As to what your mother organization, the Muslim Brothers movement, has attained in our Arab world in general, its ceiling in the Arab political process is known. In various contingencies under regimes that are strong from the security aspect, the fate of the Muslim Brothers anywhere will not differ from their fate in Syria after the [ 1882] Hama blow and the end of the movement as a worrisome organization for the regime at the time. Now the Muslim Brothers have become mere pockets of dissidents abroad, as is the case with Ali Sadr-al-Din al-Bayanuni, the General Supervisor of the Syrian Muslim Brothers group who resides in Britain. Under a less severe security grip and some openness, as in Egypt, the political ceiling of the Muslim Brothers is 80 seats in the People’s Assembly, or 18% of the parliamentary seats, with the movement still banned and hounded. As for Kuwait and Jordan, the ceiling of the Muslim Brothers group there is making a nuisance for the government and trying to harass it in the Kuwaiti and Jordanian parliaments. The Muslim Brothers have not taken control of either the Jordanian or the Kuwaiti Street. They have not brought down the authority in either country. As for the Brothers of Sudan, they seized control of the State then split among themselves, demolished it, and sat on the piles of debris, as we say in Al Sa’id [Southern Egypt].

So pray tell what you, Hamas, can accomplish with the Israeli presence if the military occupation of Gaza returns? Or what can the Hamas movement achieve under the authority of Palestinian President Mahmud Abbas and the Fatah movement if you are destined to reach reconciliation? If we take the first possibility, which is the return of Israel as an occupation power holding Gaza in a vice grip with its security bodies, then certainly nothing will remain of Hamas but symbols abroad. As for the second possibility, namely reconciliation between Fatah and Hamas, the maximum political gains for the Hamas movement in the foreseeable future is to be, as I mentioned at the start of this article, like Hezbollah in Lebanon. It should be noted here that the capabilities of Hezbollah that qualified it for the gains it achieved in the Lebanese interior definitely far exceed your movement’s capabilities in terms of the number of cadres, their training and discipline, and the quantity and quality of their weaponry.

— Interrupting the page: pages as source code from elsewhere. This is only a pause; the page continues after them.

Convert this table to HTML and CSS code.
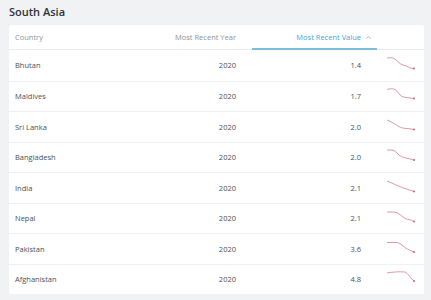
FILE: index.html
```html
<!DOCTYPE html>
<html>
<head>
<meta charset="utf-8">
<link rel="stylesheet" href="styles.css">
</head>
<body>
<h2 class="title">South Asia</h2>
<div class="card">
  <div class="row head">
    <div class="c-country">Country</div>
    <div class="c-year">Most Recent Year</div>
    <div class="c-value active">Most Recent Value <span class="arrow"><svg viewBox="0 0 5 3" width="5" height="3"><path d="M0.5 2.6 L2.5 0.6 L4.5 2.6"/></svg></span></div>
    <div class="c-spark"></div>
  </div>
  <div class="row">
    <div class="c-country">Bhutan</div><div class="c-year">2020</div><div class="c-value">1.4</div>
    <div class="c-spark"><svg viewBox="0 0 28 12" width="28" height="12"><path d="M0 1 C3 0.5 5 0.6 7 1.5 C10 3 12 7 16 8 C19 9 21 9.5 23 11 L27 11.5"/><circle cx="27" cy="11.5" r="0.9"/></svg></div>
  </div>
  <div class="row">
    <div class="c-country">Maldives</div><div class="c-year">2020</div><div class="c-value">1.7</div>
    <div class="c-spark"><svg viewBox="0 0 28 12" width="28" height="12"><path d="M0 1.5 C3 0.5 6 0.5 8 1.5 C11 3 12 7 15 8.5 C18 9.5 20 9.5 23 10 L27 10.5"/><circle cx="27" cy="10.5" r="0.9"/></svg></div>
  </div>
  <div class="row">
    <div class="c-country">Sri Lanka</div><div class="c-year">2020</div><div class="c-value">2.0</div>
    <div class="c-spark"><svg viewBox="0 0 28 12" width="28" height="12"><path d="M0 1 C4 2.5 8 5 11 7 C14 9 17 9.5 21 9.5 L27 10.5"/><circle cx="27" cy="10.5" r="0.9"/></svg></div>
  </div>
  <div class="row">
    <div class="c-country">Bangladesh</div><div class="c-year">2020</div><div class="c-value">2.0</div>
    <div class="c-spark"><svg viewBox="0 0 28 12" width="28" height="12"><path d="M0 1 L5 1 C8 1.5 10 4 12 6 C15 8.5 19 9 23 10 L27 11"/><circle cx="27" cy="11" r="0.9"/></svg></div>
  </div>
  <div class="row">
    <div class="c-country">India</div><div class="c-year">2020</div><div class="c-value">2.1</div>
    <div class="c-spark"><svg viewBox="0 0 28 12" width="28" height="12"><path d="M0 1 C5 3 10 5.5 15 7.5 C19 9 23 10 27 11.5"/><circle cx="27" cy="11.5" r="0.9"/></svg></div>
  </div>
  <div class="row">
    <div class="c-country">Nepal</div><div class="c-year">2020</div><div class="c-value">2.1</div>
    <div class="c-spark"><svg viewBox="0 0 28 12" width="28" height="12"><path d="M0 2 L7 2 C11 2.5 13 4.5 16 7 C19 9.5 22 9.5 24 10 L27 11.5"/><circle cx="27" cy="11.5" r="0.9"/></svg></div>
  </div>
  <div class="row">
    <div class="c-country">Pakistan</div><div class="c-year">2020</div><div class="c-value">3.6</div>
    <div class="c-spark"><svg viewBox="0 0 28 12" width="28" height="12"><path d="M0 1.5 L10 1.5 C13 2 15 4 18 6.5 C21 9 24 9.5 27 11"/><circle cx="27" cy="11" r="0.9"/></svg></div>
  </div>
  <div class="row">
    <div class="c-country">Afghanistan</div><div class="c-year">2020</div><div class="c-value">4.8</div>
    <div class="c-spark"><svg viewBox="0 0 28 12" width="28" height="12"><path d="M0 2 C5 1 12 0.5 18 1 C21 2 24 8 27 10"/><circle cx="27" cy="10" r="0.9"/></svg></div>
  </div>
</div>
</body>
</html>
```

FILE: styles.css
```css
html, body {
  margin: 0;
  padding: 0;
  background: #f1f2f4;
  font-family: "Open Sans", "Noto Sans", sans-serif;
}
body {
  padding: 5px 7px 6px 9px;
  height: 300px;
  box-sizing: border-box;
}
.title {
  margin: 0;
  height: 20px;
  line-height: 14px;
  font-size: 11px;
  font-weight: 600;
  color: #2f3338;
}
.card {
  background: #ffffff;
  border-radius: 2px;
  width: 415px;
}
.row {
  display: grid;
  grid-template-columns: 1fr 120px 125px 47px;
  align-items: center;
  height: 30.5px;
  border-top: 1px solid #eef0f2;
  box-sizing: border-box;
  font-size: 7.5px;
  color: #4a4f55;
}
.row.head {
  height: 25px;
  border-top: none;
  border-bottom: 1px solid #e8eaed;
  color: #8b939b;
  align-items: stretch;
}
.row.head + .row {
  border-top: none;
}
.row.head > div {
  display: flex;
  align-items: center;
}
.c-country {
  padding-left: 6px;
}
.c-year {
  text-align: right;
  padding-right: 16px;
}
.row.head .c-year {
  justify-content: flex-end;
}
.c-value {
  text-align: right;
  padding-right: 16px;
}
.row.head .c-value {
  justify-content: flex-end;
  padding-right: 2px;
}
.c-value.active {
  color: #4aa3d6;
  border-bottom: 2px solid #7dbedf;
  margin-bottom: -1px;
}
.arrow {
  display: flex;
  justify-content: center;
  align-items: center;
  width: 14px;
  margin-top: 1px;
}
.arrow svg {
  display: block;
}
.arrow path {
  fill: none;
  stroke: #8fa3b3;
  stroke-width: 0.8;
}
.c-spark {
  padding-left: 10px;
  display: flex;
  align-items: center;
  margin-top: -4px;
}
.c-spark svg {
  display: block;
  overflow: visible;
}
.c-spark path {
  fill: none;
  stroke: #d4808f;
  stroke-width: 0.8;
}
.c-spark circle {
  fill: #c9566a;
}
```
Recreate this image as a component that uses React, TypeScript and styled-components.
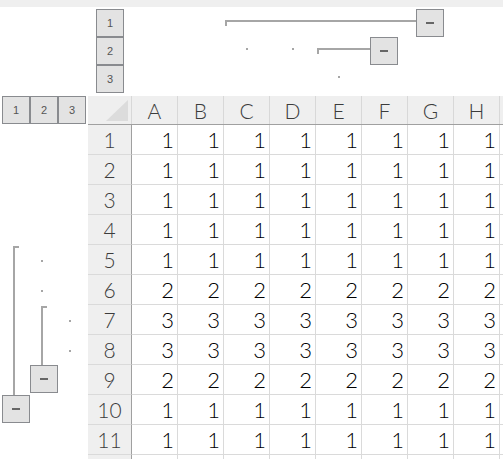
import React from "react";
import styled, { createGlobalStyle } from "styled-components";

const GlobalStyle = createGlobalStyle`
  *, *::before, *::after { box-sizing: border-box; }
  html, body { margin: 0; padding: 0; background: #ffffff; overflow: hidden; }
`;

const LINE = "#a6a6a6";

const Page = styled.div`
  width: 503px;
  height: 459px;
  overflow: hidden;
  display: flex;
  flex-direction: column;
  font-family: Lato, "Noto Sans", sans-serif;
`;

const TopBand = styled.div`
  flex: none;
  height: 7px;
  background: #efefef;
`;

const ColOutline = styled.div`
  flex: none;
  display: grid;
  grid-template-columns: 88px 44px repeat(9, 46px);
  grid-template-rows: repeat(3, 28px);
  margin-top: 2px;
  margin-bottom: 3px;
`;

const LevelButton = styled.div<{ $col: number; $row: number }>`
  grid-column: ${(p) => p.$col};
  grid-row: ${(p) => p.$row};
  justify-self: center;
  width: 28px;
  height: 28px;
  border: 1px solid #898b8f;
  background: #e3e3e3;
  display: flex;
  align-items: center;
  justify-content: center;
  font-family: "Liberation Sans", Arial, sans-serif;
  font-size: 11px;
  color: #555;
`;

const RowLevelButton = styled(LevelButton)`
  justify-self: start;
`;

const MinusButton = styled.div`
  flex: none;
  width: 28px;
  height: 28px;
  border: 1px solid #898b8f;
  background: #e3e3e3;
  display: flex;
  align-items: center;
  justify-content: center;
`;

const Minus = styled.span`
  width: 8px;
  height: 2px;
  background: #666666;
`;

const ColGroup = styled.div<{ $from: number; $to: number; $row: number }>`
  grid-column: ${(p) => p.$from} / ${(p) => p.$to};
  grid-row: ${(p) => p.$row};
  display: flex;
  align-items: flex-start;
  padding-right: 10px;
`;

const HLine = styled.div`
  position: relative;
  flex: 1;
  height: 2px;
  margin-left: 1px;
  margin-top: 11px;
  background: ${LINE};
  &::before {
    content: "";
    position: absolute;
    left: 0;
    top: 0;
    width: 2px;
    height: 6px;
    background: ${LINE};
  }
`;

const ColDot = styled.div<{ $col: number; $row: number }>`
  grid-column: ${(p) => p.$col};
  grid-row: ${(p) => p.$row};
  justify-self: center;
  align-self: start;
  width: 2px;
  height: 2px;
  margin-top: 11px;
  background: ${LINE};
`;

const Main = styled.div`
  flex: none;
  display: flex;
  align-items: flex-start;
`;

const RowOutline = styled.div`
  flex: none;
  width: 88px;
  padding-left: 2px;
  display: grid;
  grid-template-columns: repeat(3, 28px);
  grid-template-rows: 29px repeat(12, 30px);
`;

const RowGroup = styled.div<{ $col: number; $from: number; $to: number }>`
  grid-column: ${(p) => p.$col};
  grid-row: ${(p) => p.$from} / ${(p) => p.$to};
  display: flex;
  flex-direction: column;
  padding-bottom: 2px;
`;

const VLine = styled.div`
  position: relative;
  flex: 1;
  width: 2px;
  margin-left: 11px;
  margin-top: 1px;
  background: ${LINE};
  &::before {
    content: "";
    position: absolute;
    left: 0;
    top: 0;
    width: 6px;
    height: 2px;
    background: ${LINE};
  }
`;

const RowDot = styled.div<{ $col: number; $row: number }>`
  grid-column: ${(p) => p.$col};
  grid-row: ${(p) => p.$row};
  justify-self: start;
  align-self: start;
  width: 2px;
  height: 2px;
  margin-left: 11px;
  margin-top: 15px;
  background: ${LINE};
`;

const Sheet = styled.div`
  flex: none;
  display: flex;
  flex-direction: column;
`;

const HeaderRow = styled.div`
  display: flex;
  height: 29px;
  background: #efefef;
  border-bottom: 1px solid #a0a0a0;
`;

const Corner = styled.div`
  flex: none;
  width: 44px;
  display: flex;
  align-items: flex-end;
  justify-content: flex-end;
  padding: 0 3px 3px 0;
  border-right: 1px solid #d8d8d8;
`;

const ColHeader = styled.div`
  flex: none;
  width: 46px;
  border-right: 1px solid #d8d8d8;
  text-align: center;
  font-size: 21px;
  font-weight: 300;
  line-height: 26px;
  padding-top: 2px;
  color: #3c3c3c;
`;

const DataRow = styled.div`
  display: flex;
  height: 30px;
`;

const RowHeader = styled.div`
  flex: none;
  width: 44px;
  background: #efefef;
  border-right: 1px solid #a0a0a0;
  border-bottom: 1px solid #dadada;
  text-align: center;
  font-size: 21px;
  font-weight: 300;
  line-height: 30px;
  color: #3c3c3c;
`;

const Cell = styled.div`
  flex: none;
  width: 46px;
  border-right: 1px solid #dadada;
  border-bottom: 1px solid #dadada;
  text-align: right;
  padding-right: 3px;
  font-size: 22px;
  font-weight: 300;
  line-height: 30px;
  color: #000000;
`;

const FillerHeader = styled.div`
  flex: none;
  width: 46px;
  border-right: 1px solid #d8d8d8;
`;

const FillerCell = styled.div`
  flex: none;
  width: 46px;
  border-bottom: 1px solid #dadada;
  border-right: 1px solid #dadada;
`;

const COLS = ["A", "B", "C", "D", "E", "F", "G", "H"];
const ROW_VALUES: (number | null)[] = [1, 1, 1, 1, 1, 2, 3, 3, 2, 1, 1, null];

export default function App() {
  return (
    <Page>
      <GlobalStyle />
      <TopBand />
      <ColOutline>
        <LevelButton $col={2} $row={1}>1</LevelButton>
        <LevelButton $col={2} $row={2}>2</LevelButton>
        <LevelButton $col={2} $row={3}>3</LevelButton>
        <ColGroup $from={5} $to={10} $row={1}>
          <HLine />
          <MinusButton><Minus /></MinusButton>
        </ColGroup>
        <ColDot $col={5} $row={2} />
        <ColDot $col={6} $row={2} />
        <ColGroup $from={7} $to={9} $row={2}>
          <HLine />
          <MinusButton><Minus /></MinusButton>
        </ColGroup>
        <ColDot $col={7} $row={3} />
      </ColOutline>
      <Main>
        <RowOutline>
          <RowLevelButton $col={1} $row={1}>1</RowLevelButton>
          <RowLevelButton $col={2} $row={1}>2</RowLevelButton>
          <RowLevelButton $col={3} $row={1}>3</RowLevelButton>
          <RowGroup $col={1} $from={6} $to={12}>
            <VLine />
            <MinusButton><Minus /></MinusButton>
          </RowGroup>
          <RowDot $col={2} $row={6} />
          <RowDot $col={2} $row={7} />
          <RowGroup $col={2} $from={8} $to={11}>
            <VLine />
            <MinusButton><Minus /></MinusButton>
          </RowGroup>
          <RowDot $col={3} $row={8} />
          <RowDot $col={3} $row={9} />
        </RowOutline>
        <Sheet>
          <HeaderRow>
            <Corner>
              <svg width="22" height="21" viewBox="0 0 22 21">
                <polygon points="22,0 22,21 0,21" fill="#dcdcdc" />
              </svg>
            </Corner>
            {COLS.map((c) => (
              <ColHeader key={c}>{c}</ColHeader>
            ))}
            <FillerHeader />
          </HeaderRow>
          {ROW_VALUES.map((v, i) => (
            <DataRow key={i}>
              <RowHeader>{v === null ? "" : i + 1}</RowHeader>
              {COLS.map((c) => (
                <Cell key={c}>{v === null ? "" : v}</Cell>
              ))}
              <FillerCell />
            </DataRow>
          ))}
        </Sheet>
      </Main>
    </Page>
  );
}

Under the shadow of these postulates that are tied to the uniqueness of the Palestinian perspective and Israel’s heavy weight on its chest, and considering the unsuccessful experimentations of the Muslim Brothers in the Arab countries, I tell you, Mawlana, that you do not have ahead of you apolitical situation better than that in which you are today. So accept commitment to a continued ceasefire while you enjoy this popular sympathy on the Arab and Islamic domains. The continuation of this sympathy if not assured. Hezbollah enjoyed sweeping Arab and Islamic sympathy in the summer of 2006, but if it had started another war after this it would not have found any one to support it except its men in the [southern Beirut] suburb and some of the satellite TV heroes, the ones I refer to as the new space astronauts. You have to cover yourself with the political mantle the Arab countries are giving you today, and you have to support their step in New York and its results. In my assessment, this is the maximum that the Hamas movement can get today.

The second part of the message is directed to Mr. Ehud Olmert.

Mr. Olmert, you must know like Ismail Haniyeh the ceiling of what can be attained in Gaza today. The most that Israel can do militarily today against Gaza is what it has already done: Moving its tanks and soldiers and invading the town with ground troops. In this you will not be stronger than the Americans in their invasion of Al- Fallujah and the human and material losses inflicted on them by this neglected, forgotten town. You will not be more capable than the British and American NATO forces in Qandahar, where their Generals had to make a semi-admission of defeat. You will not be more successful than the French who, many decades ago, were exhausted by the rebels of Algeria until they departed from their country. The results of the Israeli ground thrust into Gaza are known. You will enter into a guerrilla war with the men of the Hamas movement in Gaza’s streets and narrow alleys. It will be a cruel war that will cost you a lot and earn you the wrath of the entire world. Your army’s men might have learned some skills in street fighting from their last war in South Lebanon. But you must realize that neither you nor any other force, however mighty, can eradicate a resistance movement woven into the fabric of its local community like the Hamas movement in Gaza, Hezbollah in South Lebanon, the Irish Republican Army in Ireland or similar movements in the history of human conflict. Of course you have the military might to erase Gaza in its entirety from the map, and also South Lebanon. But what price will you pay if you go ahead with such a lunatic act?

The ceiling of your achievements in Gaza will be similar to what you achieved in your last war on Lebanon: Going into a losing battle, alienating international opinion against you, and driving the Arab and Islamic Street to more radicalism and extremism. The bloody scene you created in Gaza is very serious and reflects only a strategic lack of direction that could destabilize regional security as a whole, in addition to destabilizing the neighborhood countries that have established peace with you like Egypt and Jordan and embarrassing and confusing their leaders. As I have mentioned in two previous articles, the Israeli military escalation against Gaza does not lay siege to Gaza alone but to all the moderate Arabs who still have hope that peace will prevail in the area and that the page of war will be closed.

Mr. Haniyeh, Mr. Olmert, the ceiling of the present crisis in Gaza is known and clear from various perspectives. Victory is unattainable for either one of you. Neither will attain his strategic objectives, whether in the short or foreseeable term.